Copy the records below exactly as they appear.

→ **Supplied material**
▶
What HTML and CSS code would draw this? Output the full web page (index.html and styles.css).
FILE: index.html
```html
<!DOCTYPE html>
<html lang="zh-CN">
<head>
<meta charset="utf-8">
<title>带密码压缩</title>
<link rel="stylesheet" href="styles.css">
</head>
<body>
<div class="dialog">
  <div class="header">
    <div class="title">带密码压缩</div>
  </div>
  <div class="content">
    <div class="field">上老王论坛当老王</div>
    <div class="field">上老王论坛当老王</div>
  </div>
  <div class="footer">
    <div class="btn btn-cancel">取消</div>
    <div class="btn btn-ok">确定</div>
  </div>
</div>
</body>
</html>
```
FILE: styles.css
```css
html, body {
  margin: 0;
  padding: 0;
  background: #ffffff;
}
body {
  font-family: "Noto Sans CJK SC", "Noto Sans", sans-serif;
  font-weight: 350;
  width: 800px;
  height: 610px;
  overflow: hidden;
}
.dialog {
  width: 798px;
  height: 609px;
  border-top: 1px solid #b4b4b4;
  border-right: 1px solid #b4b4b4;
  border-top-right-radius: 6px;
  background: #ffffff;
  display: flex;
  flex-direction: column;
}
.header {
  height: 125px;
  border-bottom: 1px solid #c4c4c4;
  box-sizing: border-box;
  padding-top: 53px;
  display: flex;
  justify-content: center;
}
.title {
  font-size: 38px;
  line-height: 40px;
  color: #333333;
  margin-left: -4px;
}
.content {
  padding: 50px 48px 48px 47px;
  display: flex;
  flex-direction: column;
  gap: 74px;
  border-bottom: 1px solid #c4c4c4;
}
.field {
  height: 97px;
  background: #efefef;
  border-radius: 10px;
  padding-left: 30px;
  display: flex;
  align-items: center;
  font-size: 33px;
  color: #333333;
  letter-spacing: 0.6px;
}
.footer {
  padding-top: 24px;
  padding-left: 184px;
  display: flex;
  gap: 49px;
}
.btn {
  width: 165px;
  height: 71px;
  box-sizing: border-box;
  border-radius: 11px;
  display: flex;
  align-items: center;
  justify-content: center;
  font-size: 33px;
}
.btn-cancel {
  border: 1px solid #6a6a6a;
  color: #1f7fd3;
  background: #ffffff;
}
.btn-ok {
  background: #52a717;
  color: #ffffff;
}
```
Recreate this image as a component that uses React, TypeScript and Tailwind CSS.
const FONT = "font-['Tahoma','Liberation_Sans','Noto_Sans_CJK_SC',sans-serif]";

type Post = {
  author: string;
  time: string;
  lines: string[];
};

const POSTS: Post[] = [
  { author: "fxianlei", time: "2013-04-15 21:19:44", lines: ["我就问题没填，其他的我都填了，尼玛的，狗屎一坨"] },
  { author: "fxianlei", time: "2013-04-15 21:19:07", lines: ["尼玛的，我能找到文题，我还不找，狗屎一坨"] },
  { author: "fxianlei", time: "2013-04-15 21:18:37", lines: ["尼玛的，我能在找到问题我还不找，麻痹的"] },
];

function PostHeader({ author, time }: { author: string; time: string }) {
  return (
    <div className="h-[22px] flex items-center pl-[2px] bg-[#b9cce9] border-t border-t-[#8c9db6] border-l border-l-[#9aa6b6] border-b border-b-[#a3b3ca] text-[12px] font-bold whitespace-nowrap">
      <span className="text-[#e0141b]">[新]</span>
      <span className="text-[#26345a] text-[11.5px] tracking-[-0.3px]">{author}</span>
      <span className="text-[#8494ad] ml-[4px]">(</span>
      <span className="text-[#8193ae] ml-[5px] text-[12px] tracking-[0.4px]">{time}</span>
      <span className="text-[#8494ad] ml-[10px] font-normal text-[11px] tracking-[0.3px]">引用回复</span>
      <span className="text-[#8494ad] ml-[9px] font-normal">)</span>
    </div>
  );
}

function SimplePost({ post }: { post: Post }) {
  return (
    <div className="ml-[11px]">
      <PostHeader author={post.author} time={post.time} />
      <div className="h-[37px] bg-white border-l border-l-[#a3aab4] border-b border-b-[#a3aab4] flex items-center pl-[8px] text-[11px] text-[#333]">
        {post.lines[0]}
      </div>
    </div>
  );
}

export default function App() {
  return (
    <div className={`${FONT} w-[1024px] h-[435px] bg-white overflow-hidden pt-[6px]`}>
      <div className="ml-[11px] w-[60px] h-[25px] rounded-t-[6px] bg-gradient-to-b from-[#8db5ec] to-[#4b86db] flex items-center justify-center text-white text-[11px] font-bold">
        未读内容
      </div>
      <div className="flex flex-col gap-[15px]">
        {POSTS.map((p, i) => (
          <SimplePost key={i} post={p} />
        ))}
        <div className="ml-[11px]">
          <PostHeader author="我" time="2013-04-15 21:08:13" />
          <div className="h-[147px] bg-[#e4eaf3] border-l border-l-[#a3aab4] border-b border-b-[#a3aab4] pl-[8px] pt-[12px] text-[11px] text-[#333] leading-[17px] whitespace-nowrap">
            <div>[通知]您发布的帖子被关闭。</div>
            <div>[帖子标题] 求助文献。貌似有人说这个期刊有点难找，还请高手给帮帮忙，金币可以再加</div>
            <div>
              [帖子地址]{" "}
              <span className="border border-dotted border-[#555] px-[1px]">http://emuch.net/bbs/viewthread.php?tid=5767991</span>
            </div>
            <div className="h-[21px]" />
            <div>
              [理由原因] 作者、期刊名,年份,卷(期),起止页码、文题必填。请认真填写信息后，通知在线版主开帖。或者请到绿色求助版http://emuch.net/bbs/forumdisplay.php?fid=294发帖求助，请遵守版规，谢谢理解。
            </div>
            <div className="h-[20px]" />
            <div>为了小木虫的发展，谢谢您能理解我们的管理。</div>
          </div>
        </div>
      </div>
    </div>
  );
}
◀
→ **Answer to the task**
What HTML and CSS code would draw this? Output the full web page (index.html and styles.css).
FILE: index.html
```html
<!DOCTYPE html>
<html lang="zh-CN">
<head>
<meta charset="utf-8">
<title>带密码压缩</title>
<link rel="stylesheet" href="styles.css">
</head>
<body>
<div class="dialog">
  <div class="header">
    <div class="title">带密码压缩</div>
  </div>
  <div class="content">
    <div class="field">上老王论坛当老王</div>
    <div class="field">上老王论坛当老王</div>
  </div>
  <div class="footer">
    <div class="btn btn-cancel">取消</div>
    <div class="btn btn-ok">确定</div>
  </div>
</div>
</body>
</html>
```
FILE: styles.css
```css
html, body {
  margin: 0;
  padding: 0;
  background: #ffffff;
}
body {
  font-family: "Noto Sans CJK SC", "Noto Sans", sans-serif;
  font-weight: 350;
  width: 800px;
  height: 610px;
  overflow: hidden;
}
.dialog {
  width: 798px;
  height: 609px;
  border-top: 1px solid #b4b4b4;
  border-right: 1px solid #b4b4b4;
  border-top-right-radius: 6px;
  background: #ffffff;
  display: flex;
  flex-direction: column;
}
.header {
  height: 125px;
  border-bottom: 1px solid #c4c4c4;
  box-sizing: border-box;
  padding-top: 53px;
  display: flex;
  justify-content: center;
}
.title {
  font-size: 38px;
  line-height: 40px;
  color: #333333;
  margin-left: -4px;
}
.content {
  padding: 50px 48px 48px 47px;
  display: flex;
  flex-direction: column;
  gap: 74px;
  border-bottom: 1px solid #c4c4c4;
}
.field {
  height: 97px;
  background: #efefef;
  border-radius: 10px;
  padding-left: 30px;
  display: flex;
  align-items: center;
  font-size: 33px;
  color: #333333;
  letter-spacing: 0.6px;
}
.footer {
  padding-top: 24px;
  padding-left: 184px;
  display: flex;
  gap: 49px;
}
.btn {
  width: 165px;
  height: 71px;
  box-sizing: border-box;
  border-radius: 11px;
  display: flex;
  align-items: center;
  justify-content: center;
  font-size: 33px;
}
.btn-cancel {
  border: 1px solid #6a6a6a;
  color: #1f7fd3;
  background: #ffffff;
}
.btn-ok {
  background: #52a717;
  color: #ffffff;
}
```
Recreate this image as a component that uses React, TypeScript and Tailwind CSS.
const FONT = "font-['Tahoma','Liberation_Sans','Noto_Sans_CJK_SC',sans-serif]";

type Post = {
  author: string;
  time: string;
  lines: string[];
};

const POSTS: Post[] = [
  { author: "fxianlei", time: "2013-04-15 21:19:44", lines: ["我就问题没填，其他的我都填了，尼玛的，狗屎一坨"] },
  { author: "fxianlei", time: "2013-04-15 21:19:07", lines: ["尼玛的，我能找到文题，我还不找，狗屎一坨"] },
  { author: "fxianlei", time: "2013-04-15 21:18:37", lines: ["尼玛的，我能在找到问题我还不找，麻痹的"] },
];

function PostHeader({ author, time }: { author: string; time: string }) {
  return (
    <div className="h-[22px] flex items-center pl-[2px] bg-[#b9cce9] border-t border-t-[#8c9db6] border-l border-l-[#9aa6b6] border-b border-b-[#a3b3ca] text-[12px] font-bold whitespace-nowrap">
      <span className="text-[#e0141b]">[新]</span>
      <span className="text-[#26345a] text-[11.5px] tracking-[-0.3px]">{author}</span>
      <span className="text-[#8494ad] ml-[4px]">(</span>
      <span className="text-[#8193ae] ml-[5px] text-[12px] tracking-[0.4px]">{time}</span>
      <span className="text-[#8494ad] ml-[10px] font-normal text-[11px] tracking-[0.3px]">引用回复</span>
      <span className="text-[#8494ad] ml-[9px] font-normal">)</span>
    </div>
  );
}

function SimplePost({ post }: { post: Post }) {
  return (
    <div className="ml-[11px]">
      <PostHeader author={post.author} time={post.time} />
      <div className="h-[37px] bg-white border-l border-l-[#a3aab4] border-b border-b-[#a3aab4] flex items-center pl-[8px] text-[11px] text-[#333]">
        {post.lines[0]}
      </div>
    </div>
  );
}

export default function App() {
  return (
    <div className={`${FONT} w-[1024px] h-[435px] bg-white overflow-hidden pt-[6px]`}>
      <div className="ml-[11px] w-[60px] h-[25px] rounded-t-[6px] bg-gradient-to-b from-[#8db5ec] to-[#4b86db] flex items-center justify-center text-white text-[11px] font-bold">
        未读内容
      </div>
      <div className="flex flex-col gap-[15px]">
        {POSTS.map((p, i) => (
          <SimplePost key={i} post={p} />
        ))}
        <div className="ml-[11px]">
          <PostHeader author="我" time="2013-04-15 21:08:13" />
          <div className="h-[147px] bg-[#e4eaf3] border-l border-l-[#a3aab4] border-b border-b-[#a3aab4] pl-[8px] pt-[12px] text-[11px] text-[#333] leading-[17px] whitespace-nowrap">
            <div>[通知]您发布的帖子被关闭。</div>
            <div>[帖子标题] 求助文献。貌似有人说这个期刊有点难找，还请高手给帮帮忙，金币可以再加</div>
            <div>
              [帖子地址]{" "}
              <span className="border border-dotted border-[#555] px-[1px]">http://emuch.net/bbs/viewthread.php?tid=5767991</span>
            </div>
            <div className="h-[21px]" />
            <div>
              [理由原因] 作者、期刊名,年份,卷(期),起止页码、文题必填。请认真填写信息后，通知在线版主开帖。或者请到绿色求助版http://emuch.net/bbs/forumdisplay.php?fid=294发帖求助，请遵守版规，谢谢理解。
            </div>
            <div className="h-[20px]" />
            <div>为了小木虫的发展，谢谢您能理解我们的管理。</div>
          </div>
        </div>
      </div>
    </div>
  );
}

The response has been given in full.